GOAL: Give the number of lines in the listing below that include the word "components", with nothing more.

INFORMATION SHOWN:
____________

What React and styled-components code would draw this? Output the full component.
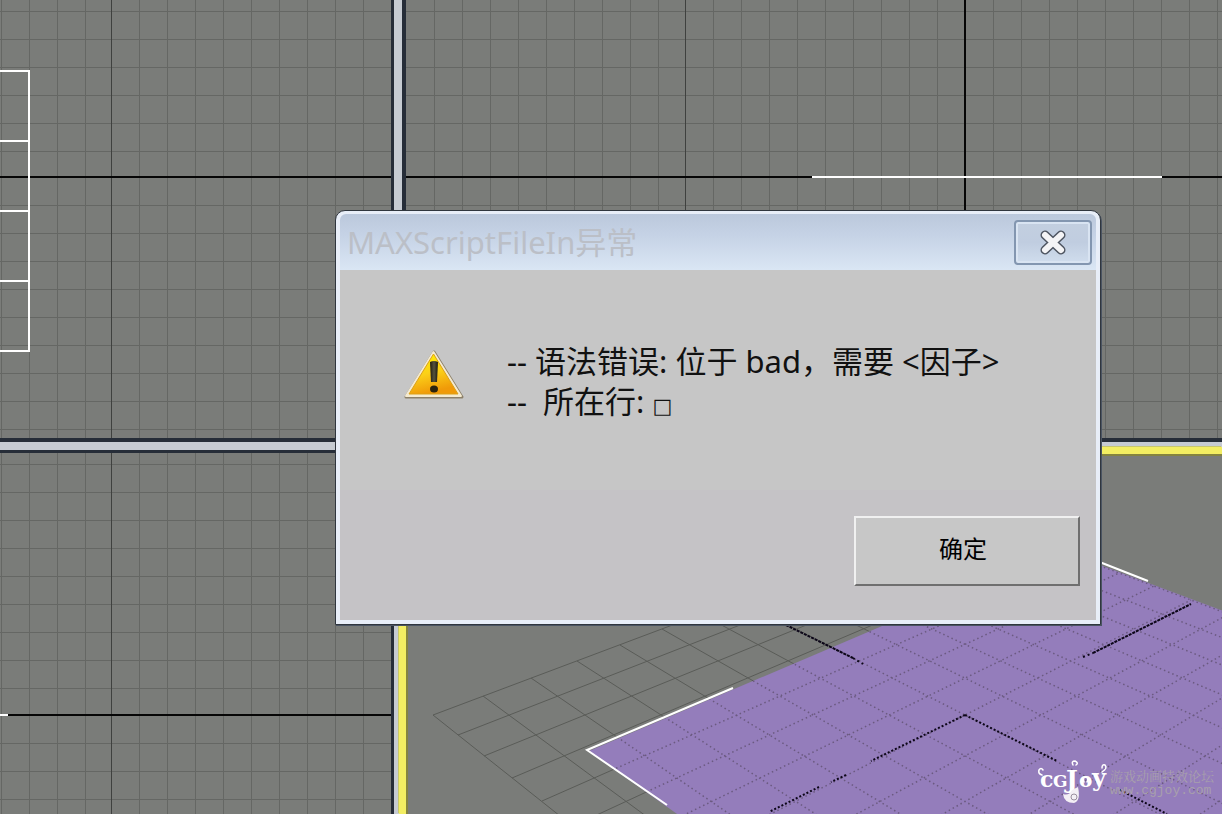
import styled, { createGlobalStyle } from 'styled-components';

const GlobalStyle = createGlobalStyle`
  * {
    box-sizing: border-box;
  }

  body {
    margin: 0;
    overflow: hidden;
    font-family: 'Noto Sans', 'Noto Sans CJK SC', sans-serif;
  }
`;

const Workspace = styled.main`
  position: relative;
  display: grid;
  grid-template-columns: minmax(0, 391fr) 15px minmax(0, 816fr);
  grid-template-rows: minmax(0, 438fr) 15px minmax(0, 361fr);
  height: 100vh;
  overflow: hidden;
  background: #797b78;
`;

const Viewport = styled.section`
  grid-column: ${(props) => props.$col};
  grid-row: ${(props) => props.$row};
  background: #7a7c79;
  overflow: hidden;

  svg {
    display: block;
    width: 100%;
    height: 100%;
  }
`;

/* the active view overlaps half of the splitters with its yellow frame */
const ActiveViewport = styled(Viewport)`
  z-index: 1;
  margin: -6px 0 0 -7px;
  border: solid #f3ee62;
  border-width: 7px 0 0 7px;
  box-shadow: inset 2px 2px 0 #85843f, -1px -1px 0 #c9c86c;
`;

const SplitterX = styled.div`
  grid-column: 1 / 4;
  grid-row: 2;
  background: #c6cbd2;
  border: solid #262d38;
  border-width: 4px 0 3px;
`;

const SplitterY = styled.div`
  grid-column: 2;
  grid-row: 1 / 4;
  background: #c6cbd2;
  border: solid #262d38;
  border-width: 0 4px 0 3px;
`;

const Dialog = styled.div`
  position: absolute;
  z-index: 2;
  top: 210px;
  left: 335px;
  width: 766px;
  display: flex;
  flex-direction: column;
  padding: 3px 4px 4px;
  border: 1px solid #30363e;
  border-radius: 10px 10px 0 0;
  background: #e8eef8;
  box-shadow: 1px 1px 0 #4a5462;
`;

const TitleBar = styled.header`
  display: flex;
  justify-content: space-between;
  align-items: flex-start;
  height: 56px;
  padding: 6px 4px 0 7px;
  border-radius: 6px 6px 0 0;
  background: linear-gradient(#bbc8dc, #c6d3e6 40%, #dae6f4);
`;

const Title = styled.h1`
  margin: 0;
  font-size: 31px;
  font-weight: 400;
  line-height: 44px;
  color: #bbbfc7;
`;

const CloseButton = styled.button`
  display: flex;
  align-items: center;
  justify-content: center;
  width: 78px;
  height: 45px;
  padding: 0;
  border: 2px solid #8396b0;
  border-radius: 4px;
  background: linear-gradient(#c3cfe0, #c0cde0 50%, #d0dded);
  box-shadow: inset 0 0 0 2px #d9e4f2;
`;

const Message = styled.div`
  display: flex;
  align-items: flex-start;
  gap: 43px;
  height: 220px;
  padding: 71px 24px 0 64px;
  background: #c6c6c6;

  svg {
    flex: none;
    margin-top: 8px;
  }
`;

const MessageText = styled.p`
  margin: 0;
  font-size: 31px;
  line-height: 40px;
  white-space: pre;
  color: #111;
`;

const Box = styled.span`
  font-family: 'DejaVu Sans', sans-serif;
  font-size: 21px;
  line-height: 20px;
`;

const Footer = styled.footer`
  display: flex;
  justify-content: flex-end;
  padding: 26px 16px 34px;
  background: #c5c3c6;
`;

const OkButton = styled.button`
  width: 226px;
  height: 70px;
  padding: 0 8px 8px 0;
  border: 2px solid;
  border-color: #f0f0f0 #6f6f6f #6f6f6f #f0f0f0;
  background: #c7c7c7;
  font-family: 'Liberation Sans', 'Noto Sans CJK SC', sans-serif;
  font-size: 24px;
  color: #000;
`;

const Watermark = styled.aside`
  position: absolute;
  z-index: 1;
  right: 8px;
  bottom: 8px;
  display: flex;
  align-items: center;
  gap: 2px;
`;

const WatermarkText = styled.div`
  display: flex;
  flex-direction: column;
  font-family: 'Noto Serif CJK SC', 'Noto Sans CJK SC', sans-serif;
  font-size: 13px;
  line-height: 16px;
  color: #a8a0ac;
`;

const SiteLink = styled.a`
  font-family: 'Liberation Mono', monospace;
  font-size: 13px;
  line-height: 14px;
  text-decoration: none;
  color: #a8a0ac;
`;

const range = (start, end, step = 28) => {
  const out = [];
  for (let n = start; n <= end; n += step) out.push(n);
  return out;
};

// orthographic grid, majors are drawn darker than the rest
const OrthoGrid = ({ xs, ys, majorX, axisY, children }) => (
  <svg aria-hidden="true" shapeRendering="crispEdges">
    <g fill="#656764">
      {xs.map((x) => <rect key={x} x={x} y="0" width="1" height="100%" />)}
      {ys.map((y) => <rect key={y} x="0" y={y} width="100%" height="1" />)}
    </g>
    <rect x={majorX} y="0" width="1" height="100%" fill="#3f413f" />
    <rect x="0" y={axisY} width="100%" height="2" fill="#060606" />
    {children}
  </svg>
);

// perspective floor: u, v are grid cells from the world origin
const project = (u, v) => {
  const w = 1 + 0.0256 * (u + v);
  return [559 + (38 * (u - v)) / w, 261 - 758 + 758 / w];
};

const pathOf = (points) =>
  'M' + points.map(([u, v]) => project(u, v).map(Math.round).join(' ')).join('L');

const floorLines = range(-7, 7, 1)
  .map((n) => pathOf([[n, -7], [n, 7]]) + pathOf([[-7, n], [7, n]]))
  .join('');

const planePath = pathOf([[-5.6, 3.85], [7.05, 3.85], [7.05, -8.7], [-5.6, -8.7]]) + 'Z';

const Floor = () => (
  <svg aria-hidden="true">
    <defs>
      <clipPath id="plane">
        <path d={planePath} />
      </clipPath>
    </defs>
    <path d={floorLines} fill="none" stroke="#5a5c58" />
    <path d={planePath} fill="#947dbb" />
    <g clipPath="url(#plane)">
      <path d={floorLines} fill="none" stroke="#6b5a80" strokeWidth="1.5" strokeDasharray="1.5 3" />
    </g>
    <g fill="none" stroke="#0c0618" strokeWidth="2">
      <path d="M380 171L447 204M687 199L785 150" strokeDasharray="3 1" />
      <path d="M447 204L457 210M677 203L687 199" strokeDasharray="2 3" />
      <path d="M559 261L465 307M559 261L651 307M440 321L425 328M413 333L363 358M714 336L761 360" strokeDasharray="2 2" />
    </g>
    <g fill="none" stroke="#fff" strokeWidth="2">
      <path d="M327 234L181 296L261 351M691 107L742 127" />
    </g>
  </svg>
);

const WarningIcon = () => (
  <svg width="60" height="52" viewBox="0 0 60 52" role="img" aria-label="警告">
    <defs>
      <linearGradient id="warn" x1="0" y1="0" x2="0.3" y2="1">
        <stop offset="0" stopColor="#fff200" />
        <stop offset="0.55" stopColor="#fbd018" />
        <stop offset="1" stopColor="#f09a08" />
      </linearGradient>
      <linearGradient id="bang" x1="0" y1="0" x2="1" y2="0">
        <stop offset="0" stopColor="#1c1a10" />
        <stop offset="0.5" stopColor="#55523c" />
        <stop offset="1" stopColor="#1c1a10" />
      </linearGradient>
    </defs>
    <path d="M30 3L58 48H2Z" fill="#8c8069" stroke="#8c8069" strokeWidth="3" strokeLinejoin="round" />
    <path d="M29.500 3L57 47H2Z" fill="#f4ead0" stroke="#f4ead0" strokeWidth="2" strokeLinejoin="round" />
    <path d="M29.500 5L54 45H5Z" fill="url(#warn)" stroke="#dda117" strokeWidth="1" strokeLinejoin="round" />
    <path d="M26 13Q30 11 34 13L33 33H27Z" fill="url(#bang)" />
    <ellipse cx="30" cy="40" rx="4" ry="3.500" fill="#2c240e" />
  </svg>
);

const CloseIcon = () => (
  <svg width="30" height="28" viewBox="0 0 30 28" aria-hidden="true">
    <g fill="none" strokeLinecap="round">
      <path d="M7 6L23 21M23 6L7 21" stroke="#4c535f" strokeWidth="9" />
      <path d="M7 6L23 21M23 6L7 21" stroke="#f4f4f6" strokeWidth="6" />
    </g>
  </svg>
);

const Logo = () => (
  <svg width="70" height="46" viewBox="0 0 70 46" role="img" aria-label="cgjoy">
    <g fill="#fff" fontFamily="DejaVu Serif, serif" fontWeight="700">
      <text x="2" y="27" fontSize="22">c</text>
      <text x="15" y="27" fontSize="17">G</text>
      <text x="28" y="28" fontSize="25">J</text>
      <text x="41" y="27" fontSize="20">o</text>
      <text x="54" y="26" fontSize="24">y</text>
    </g>
    <g fill="none" stroke="#fff" strokeWidth="1.5" strokeLinecap="round">
      <path d="M4 15Q0 14 1 10Q3 7 5 10" />
      <path d="M35 5Q33 1 37 1Q41 3 38 5" />
      <path d="M64 12Q70 8 67 5Q64 4 64 8" />
      <path d="M46 22Q44 17 48 17Q51 19 49 22" />
    </g>
    <path d="M25 34Q31 36 34 30L40 27Q43 41 36 43Q26 43 25 34Z" fill="#f3eff5" />
    <circle cx="36" cy="37" r="3" fill="none" stroke="#9a8f9f" />
  </svg>
);

const App = () => {
  return (
    <Workspace>
      <GlobalStyle />
      <Viewport $col={1} $row={1} aria-label="Top">
        <OrthoGrid xs={[1, 29, 57, 85, ...range(139, 391)]} ys={[...range(11, 151), ...range(205, 438)]} majorX={111} axisY={176}>
          <g fill="#fff">
            <rect x="28" y="70" width="2" height="282" />
            {range(70, 350, 70).map((y) => <rect key={y} x="0" y={y} width="30" height="2" />)}
          </g>
        </OrthoGrid>
      </Viewport>
      <Viewport $col={3} $row={1} aria-label="Front">
        <OrthoGrid xs={[...range(28, 252), ...range(307, 531), ...range(587, 900)]} ys={[...range(11, 151), ...range(205, 438)]} majorX={279} axisY={176}>
          <rect x="558" y="0" width="2" height="100%" fill="#060606" />
          <rect x="406" y="176" width="350" height="2" fill="#fff" />
        </OrthoGrid>
      </Viewport>
      <Viewport $col={1} $row={3} aria-label="Left">
        <OrthoGrid xs={[1, 29, 57, 85, ...range(139, 391)]} ys={[...range(11, 235), ...range(290, 700)]} majorX={111} axisY={261}>
          <rect x="0" y="261" width="8" height="2" fill="#fff" />
        </OrthoGrid>
      </Viewport>
      <SplitterX />
      <SplitterY />
      <ActiveViewport $col={3} $row={3} aria-label="Perspective">
        <Floor />
      </ActiveViewport>

      <Dialog role="alertdialog" aria-labelledby="dialog-title" aria-describedby="dialog-text">
        <TitleBar>
          <Title id="dialog-title">MAXScriptFileIn异常</Title>
          <CloseButton type="button" aria-label="关闭">
            <CloseIcon />
          </CloseButton>
        </TitleBar>
        <Message>
          <WarningIcon />
          <MessageText id="dialog-text">
            {'-- 语法错误: 位于 bad，需要 <因子>\n--  所在行: '}
            <Box>□</Box>
          </MessageText>
        </Message>
        <Footer>
          <OkButton type="button">确定</OkButton>
        </Footer>
      </Dialog>

      <Watermark>
        <Logo />
        <WatermarkText>
          <span>游戏动画特效论坛</span>
          <SiteLink href="#">www.cgjoy.com</SiteLink>
        </WatermarkText>
      </Watermark>
    </Workspace>
  );
};

export default App;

____________

OUTPUT: 2